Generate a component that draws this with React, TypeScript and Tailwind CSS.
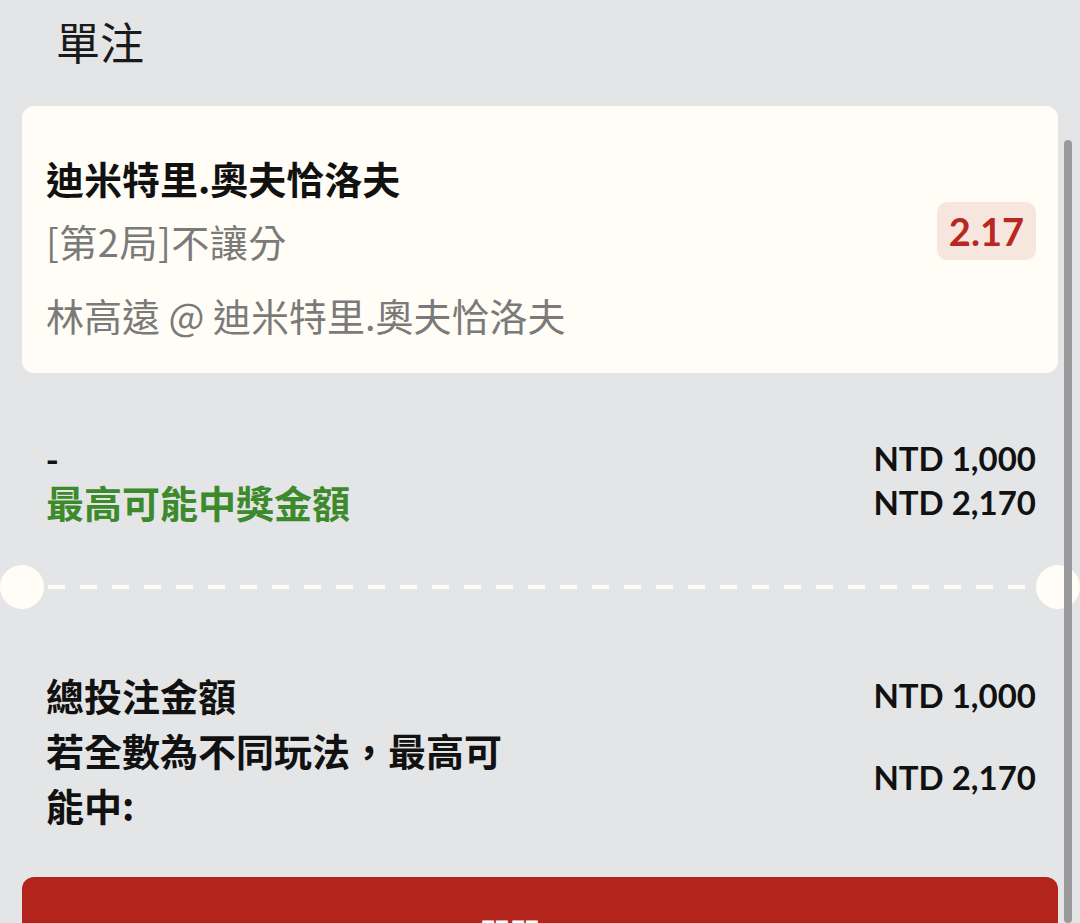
const cjk = "font-['Noto_Sans_CJK_TC','Noto_Sans',sans-serif]"
const lato = "font-['Lato','Noto_Sans_CJK_TC',sans-serif]"

function Amount({ children }: { children: React.ReactNode }) {
  return <span className={`${lato} text-[33px] font-bold text-[#111] leading-[44px]`}>{children}</span>
}

export default function App() {
  return (
    <div className="relative h-[923px] overflow-hidden bg-[#e4e5e7] px-[22px]">
      {/* scrollbar */}
      <div className="absolute right-[8px] top-[140px] bottom-0 w-[8px] rounded-full bg-[#9a9a9c]" />

      <h1 className={`${cjk} pt-[13px] pl-[34px] text-[44px] font-normal leading-[56px] text-[#1a1a1a]`}>單注</h1>

      {/* selection card */}
      <div className="mt-[37px] flex items-center justify-between rounded-[12px] bg-[#fffdf5] pl-[24px] pr-[22px] pt-[47px] pb-[33px]">
        <div className={cjk}>
          <p className="text-[38px] font-bold leading-[50px] text-[#111]">迪米特里.奧夫恰洛夫</p>
          <p className="mt-[13px] text-[38px] leading-[50px] tracking-[0.5px] text-[#7a7a7a]">[第2局]不讓分</p>
          <p className="mt-[24px] text-[38px] leading-[50px] text-[#7a7a7a]">林高遠 @ 迪米特里.奧夫恰洛夫</p>
        </div>
        <div className={`${lato} mb-[32px] rounded-[10px] bg-[#f7e6de] px-[12px] text-[38px] font-bold leading-[58px] text-[#b82820]`}>
          2.17
        </div>
      </div>

      {/* potential win */}
      <div className="mt-[63px] flex justify-between pl-[24px] pr-[22px]">
        <div className={cjk}>
          <p className="text-[34px] font-bold leading-[44px] text-[#111]">-</p>
          <p className="text-[38px] font-bold leading-[44px] text-[#3d8a2c]">最高可能中獎金額</p>
        </div>
        <div className="flex flex-col items-end">
          <Amount>NTD 1,000</Amount>
          <Amount>NTD 2,170</Amount>
        </div>
      </div>

      {/* ticket divider */}
      <div className="-mx-[22px] mt-[41px] flex items-center">
        <div className="h-[44px] w-[44px] rounded-full bg-[#fffdf5]" />
        <div className="mx-[4px] h-[4px] flex-1 bg-[repeating-linear-gradient(90deg,#fdfbf2_0_17px,transparent_17px_32px)]" />
        <div className="h-[44px] w-[44px] rounded-full bg-[#fffdf5]" />
      </div>

      {/* totals */}
      <div className={`${cjk} mt-[58px] pl-[24px] pr-[22px] text-[38px] font-bold text-[#111]`}>
        <div className="flex items-center justify-between">
          <span className="leading-[55px]">總投注金額</span>
          <Amount>NTD 1,000</Amount>
        </div>
        <div className="flex items-center justify-between">
          <span className="w-[480px] leading-[55px]">若全數為不同玩法，最高可能中:</span>
          <Amount>NTD 2,170</Amount>
        </div>
      </div>

      <button className={`${cjk} mt-[45px] h-[110px] w-full rounded-[12px] bg-[#b3241c] pr-[60px] text-[30px] font-bold text-white`}>
        關閉
      </button>
    </div>
  )
}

- [Work to be completed] Omitting all pictures, restate exactly the lines of the material from its start through the line that contains "pt-[13px] pl-[34px] text-[44px]".

- [Exercise solution]
Generate a component that draws this with React, TypeScript and Tailwind CSS.
const cjk = "font-['Noto_Sans_CJK_TC','Noto_Sans',sans-serif]"
const lato = "font-['Lato','Noto_Sans_CJK_TC',sans-serif]"

function Amount({ children }: { children: React.ReactNode }) {
  return <span className={`${lato} text-[33px] font-bold text-[#111] leading-[44px]`}>{children}</span>
}

export default function App() {
  return (
    <div className="relative h-[923px] overflow-hidden bg-[#e4e5e7] px-[22px]">
      {/* scrollbar */}
      <div className="absolute right-[8px] top-[140px] bottom-0 w-[8px] rounded-full bg-[#9a9a9c]" />

      <h1 className={`${cjk} pt-[13px] pl-[34px] text-[44px] font-normal leading-[56px] text-[#1a1a1a]`}>單注</h1>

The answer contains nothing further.